-------- Data shown --------
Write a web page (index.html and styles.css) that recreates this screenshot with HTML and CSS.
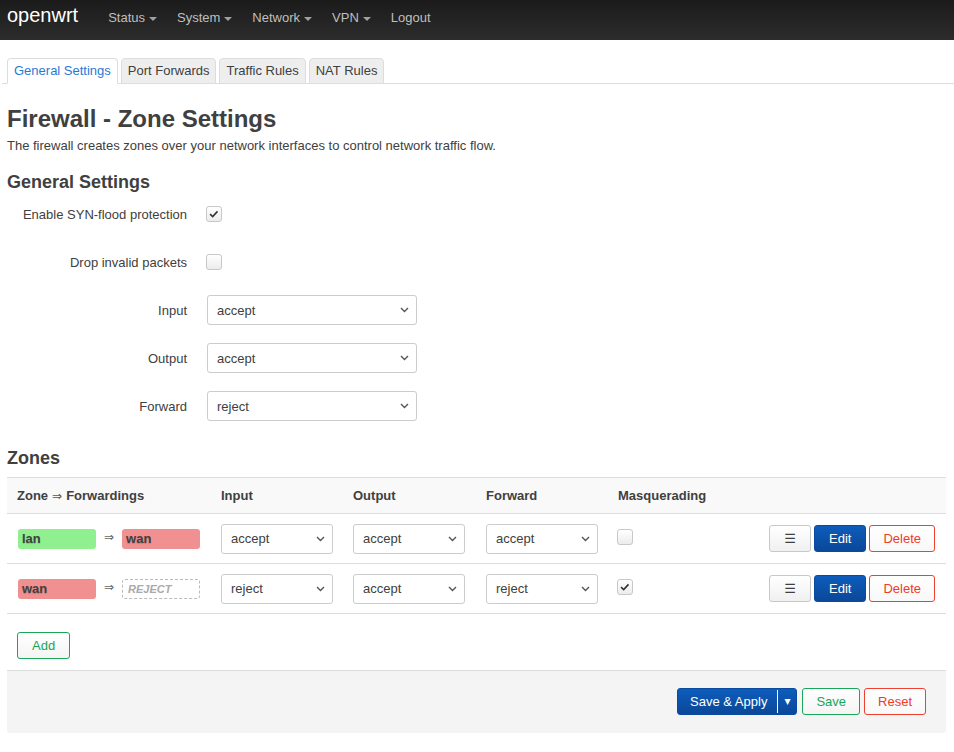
FILE: index.html
```html
<!DOCTYPE html>
<html lang="en">
<head>
<meta charset="utf-8">
<title>Firewall - Zone Settings</title>
<link rel="stylesheet" href="styles.css">
</head>
<body>
<header class="topbar">
  <a class="brand" href="#">openwrt</a>
  <ul class="nav">
    <li><a href="#">Status<span class="caret"></span></a></li>
    <li><a href="#">System<span class="caret"></span></a></li>
    <li><a href="#">Network<span class="caret"></span></a></li>
    <li><a href="#">VPN<span class="caret"></span></a></li>
    <li><a href="#">Logout</a></li>
  </ul>
</header>
<main class="page">
  <ul class="tabs">
    <li class="tab active">General Settings</li>
    <li class="tab">Port Forwards</li>
    <li class="tab">Traffic Rules</li>
    <li class="tab">NAT Rules</li>
  </ul>

  <h2 class="title">Firewall - Zone Settings</h2>
  <p class="desc">The firewall creates zones over your network interfaces to control network traffic flow.</p>

  <h3 class="section">General Settings</h3>
  <div class="form">
    <div class="frow">
      <div class="lbl">Enable SYN-flood protection</div>
      <div class="ctl"><span class="cbox"><svg viewBox="0 0 16 16" width="14" height="14"><path d="M3.5 8.2l3 2.8 5.5-6" fill="none" stroke="#333" stroke-width="1.8"/></svg></span></div>
    </div>
    <div class="frow">
      <div class="lbl">Drop invalid packets</div>
      <div class="ctl"><span class="cbox"></span></div>
    </div>
    <div class="frow">
      <div class="lbl">Input</div>
      <div class="ctl"><div class="sel wide"><span>accept</span><svg viewBox="0 0 9 6" width="9" height="6"><path d="M1 1l3.5 3.5L8 1" fill="none" stroke="#555" stroke-width="1.4"/></svg></div></div>
    </div>
    <div class="frow">
      <div class="lbl">Output</div>
      <div class="ctl"><div class="sel wide"><span>accept</span><svg viewBox="0 0 9 6" width="9" height="6"><path d="M1 1l3.5 3.5L8 1" fill="none" stroke="#555" stroke-width="1.4"/></svg></div></div>
    </div>
    <div class="frow">
      <div class="lbl">Forward</div>
      <div class="ctl"><div class="sel wide"><span>reject</span><svg viewBox="0 0 9 6" width="9" height="6"><path d="M1 1l3.5 3.5L8 1" fill="none" stroke="#555" stroke-width="1.4"/></svg></div></div>
    </div>
  </div>

  <h3 class="section zones-title">Zones</h3>
  <div class="ztable">
    <div class="zrow zhead">
      <div class="c czone">Zone <span class="arr">⇒</span> Forwardings</div>
      <div class="c">Input</div>
      <div class="c">Output</div>
      <div class="c">Forward</div>
      <div class="c cmasq">Masquerading</div>
      <div class="c cact"></div>
    </div>
    <div class="zrow">
      <div class="c czone"><span class="badge lan">lan</span><span class="arr">⇒</span><span class="badge wan">wan</span></div>
      <div class="c"><div class="sel"><span>accept</span><svg viewBox="0 0 9 6" width="9" height="6"><path d="M1 1l3.5 3.5L8 1" fill="none" stroke="#555" stroke-width="1.4"/></svg></div></div>
      <div class="c"><div class="sel"><span>accept</span><svg viewBox="0 0 9 6" width="9" height="6"><path d="M1 1l3.5 3.5L8 1" fill="none" stroke="#555" stroke-width="1.4"/></svg></div></div>
      <div class="c"><div class="sel"><span>accept</span><svg viewBox="0 0 9 6" width="9" height="6"><path d="M1 1l3.5 3.5L8 1" fill="none" stroke="#555" stroke-width="1.4"/></svg></div></div>
      <div class="c cmasq"><span class="cbox"></span></div>
      <div class="c cact"><button class="btn">☰</button><button class="btn btn-edit">Edit</button><button class="btn btn-red">Delete</button></div>
    </div>
    <div class="zrow">
      <div class="c czone"><span class="badge wan">wan</span><span class="arr">⇒</span><span class="badge reject">REJECT</span></div>
      <div class="c"><div class="sel"><span>reject</span><svg viewBox="0 0 9 6" width="9" height="6"><path d="M1 1l3.5 3.5L8 1" fill="none" stroke="#555" stroke-width="1.4"/></svg></div></div>
      <div class="c"><div class="sel"><span>accept</span><svg viewBox="0 0 9 6" width="9" height="6"><path d="M1 1l3.5 3.5L8 1" fill="none" stroke="#555" stroke-width="1.4"/></svg></div></div>
      <div class="c"><div class="sel"><span>reject</span><svg viewBox="0 0 9 6" width="9" height="6"><path d="M1 1l3.5 3.5L8 1" fill="none" stroke="#555" stroke-width="1.4"/></svg></div></div>
      <div class="c cmasq"><span class="cbox"><svg viewBox="0 0 16 16" width="14" height="14"><path d="M3.5 8.2l3 2.8 5.5-6" fill="none" stroke="#333" stroke-width="1.8"/></svg></span></div>
      <div class="c cact"><button class="btn">☰</button><button class="btn btn-edit">Edit</button><button class="btn btn-red">Delete</button></div>
    </div>
  </div>

  <div class="add-wrap"><button class="btn btn-green btn-add">Add</button></div>

  <div class="actions">
    <div class="split"><span class="split-main">Save &amp; Apply</span><span class="split-caret">▾</span></div>
    <button class="btn btn-green">Save</button>
    <button class="btn btn-red">Reset</button>
  </div>
</main>
</body>
</html>
```
FILE: styles.css
```css
* { box-sizing: border-box; }

body {
  margin: 0;
  font-family: "Liberation Sans", Arial, sans-serif;
  font-size: 13px;
  color: #404040;
  background: #fff;
}

/* top bar */
.topbar {
  display: flex;
  align-items: flex-start;
  height: 40px;
  padding-left: 7px;
  background: linear-gradient(#1b1b1b, #2c2c2c);
}
.brand {
  color: #fff;
  font-size: 20px;
  line-height: 30px;
  text-decoration: none;
  margin-right: 20px;
}
.nav {
  display: flex;
  list-style: none;
  margin: 0;
  padding: 0;
}
.nav a {
  display: block;
  padding: 0 10px;
  line-height: 36px;
  color: #bfbfbf;
  text-decoration: none;
}
.caret {
  display: inline-block;
  width: 0;
  height: 0;
  margin-left: 4px;
  vertical-align: middle;
  border-left: 4px solid transparent;
  border-right: 4px solid transparent;
  border-top: 4px solid #a0a0a0;
}

/* page */
.page {
  padding: 0 8px 0 7px;
}

.tabs {
  display: flex;
  list-style: none;
  margin: 18px -8px 0 -5px;
  padding: 0 0 0 5px;
  border-bottom: 1px solid #ddd;
}
.tab {
  margin-right: 3px;
  margin-bottom: -1px;
  padding: 3px 6px;
  line-height: 18px;
  border: 1px solid #ddd;
  border-radius: 4px 4px 0 0;
  background: #eee;
  color: #404040;
}
.tab.active {
  background: #fff;
  border-bottom-color: #fff;
  color: #1f7bd4;
}

.title {
  margin: 20px 0 0;
  font-size: 24px;
  line-height: 29px;
  font-weight: bold;
}
.desc {
  margin: 4px 0 0;
  font-size: 13px;
  line-height: 17px;
}
.section {
  margin: 17px 0 0;
  font-size: 18px;
  line-height: 22px;
  font-weight: bold;
}

/* form */
.form {
  display: flex;
  flex-direction: column;
  gap: 18px;
  margin-top: 6px;
}
.frow {
  display: flex;
  align-items: center;
  height: 30px;
}
.lbl {
  width: 180px;
  text-align: right;
}
.ctl {
  margin-left: 19px;
  display: flex;
  align-items: center;
}

.cbox {
  display: inline-flex;
  align-items: center;
  justify-content: center;
  width: 16px;
  height: 16px;
  border: 1px solid #c8c8c8;
  border-radius: 3px;
  background: linear-gradient(#fff, #ececec);
}

.sel {
  display: flex;
  align-items: center;
  justify-content: space-between;
  width: 112px;
  height: 30px;
  padding: 0 7px 0 9px;
  border: 1px solid #ccc;
  border-radius: 3px;
  background: #fff;
  color: #404040;
}
.sel.wide {
  width: 210px;
  margin-left: 1px;
}

/* zones table */
.zones-title {
  margin-top: 26px;
}
.ztable {
  margin-top: 8px;
}
.zrow {
  display: grid;
  grid-template-columns: 204px 132px 133px 132px 1fr auto;
  align-items: center;
  height: 50px;
  border-bottom: 1px solid #ddd;
}
.zhead {
  height: 37px;
  border-top: 1px solid #ddd;
  background: #f9f9f9;
  font-weight: bold;
}
.c {
  padding-left: 10px;
  display: flex;
  align-items: center;
}
.zrow:not(.zhead) .czone {
  padding-left: 11px;
}
.zrow:not(.zhead) .cmasq {
  padding-left: 9px;
}
.zrow:not(.zhead) .cmasq .cbox {
  margin-bottom: 4px;
}
.cact {
  padding-right: 11px;
  gap: 3px;
  justify-content: flex-end;
}

.arr {
  font-family: "DejaVu Sans", sans-serif;
  font-size: 12px;
  color: #555;
  font-weight: normal;
  margin: 0 4px;
}
.zrow:not(.zhead) .arr {
  margin: 0 8px 3px;
  color: #666;
}
.badge {
  display: inline-block;
  width: 78px;
  height: 20px;
  line-height: 20px;
  padding-left: 4px;
  border-radius: 3px;
  font-weight: bold;
  color: #404040;
  text-shadow: 0 1px 1px rgba(0, 0, 0, 0.15);
}
.badge.lan { background: #90f090; }
.badge.wan { background: #f09090; }
.badge.reject {
  background: #fff;
  border: 1px dashed #bbb;
  line-height: 18px;
  padding-left: 5px;
  font-size: 11px;
  font-style: italic;
  color: #aaa;
  text-shadow: none;
}

/* buttons */
.btn {
  height: 27px;
  padding: 0 13px;
  border: 1px solid #c8c8c8;
  border-radius: 3px;
  background: linear-gradient(#fff, #f0f0f0);
  font-family: "Liberation Sans", Arial, sans-serif;
  font-size: 13px;
  line-height: 25px;
  color: #404040;
  cursor: pointer;
}
.cact .btn:first-child {
  font-family: "DejaVu Sans", sans-serif;
  padding: 0 14px;
}
.btn-edit {
  padding: 0 14px;
  background: linear-gradient(#0d5cbc, #0a4899);
  border-color: #0a4b9e;
  color: #fff;
}
.btn-red {
  border-color: #f0402f;
  color: #f03a28;
  background: linear-gradient(#fff, #f8f8f8);
}
.btn-green {
  border-color: #1aa558;
  color: #18a558;
  background: linear-gradient(#fff, #f4f4f4);
}
.btn-add {
  padding: 0 14px;
}

.add-wrap {
  margin-top: 18px;
  padding-left: 10px;
  display: flex;
}

.actions {
  display: flex;
  justify-content: flex-end;
  align-items: center;
  gap: 4px;
  margin-top: 11px;
  padding: 17px 20px 18px;
  border-top: 1px solid #ddd;
  border-radius: 0 0 3px 3px;
  background: #f4f4f4;
}
.split {
  display: flex;
  height: 27px;
  margin-right: 1px;
  border: 1px solid #0a4b9e;
  border-radius: 3px;
  background: linear-gradient(#0d5cbc, #0a4899);
  color: #fff;
  line-height: 25px;
}
.split-main {
  padding: 0 10px 0 12px;
  border-right: 1px solid #fff;
  margin: 1px 0;
  line-height: 23px;
}
.split-caret {
  width: 18px;
  text-align: center;
  font-family: "DejaVu Sans", sans-serif;
  font-size: 12px;
}
```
--------
What is required:
Of all the lines above, how many contain "index"? Give the number and nothing more.

Answer:
2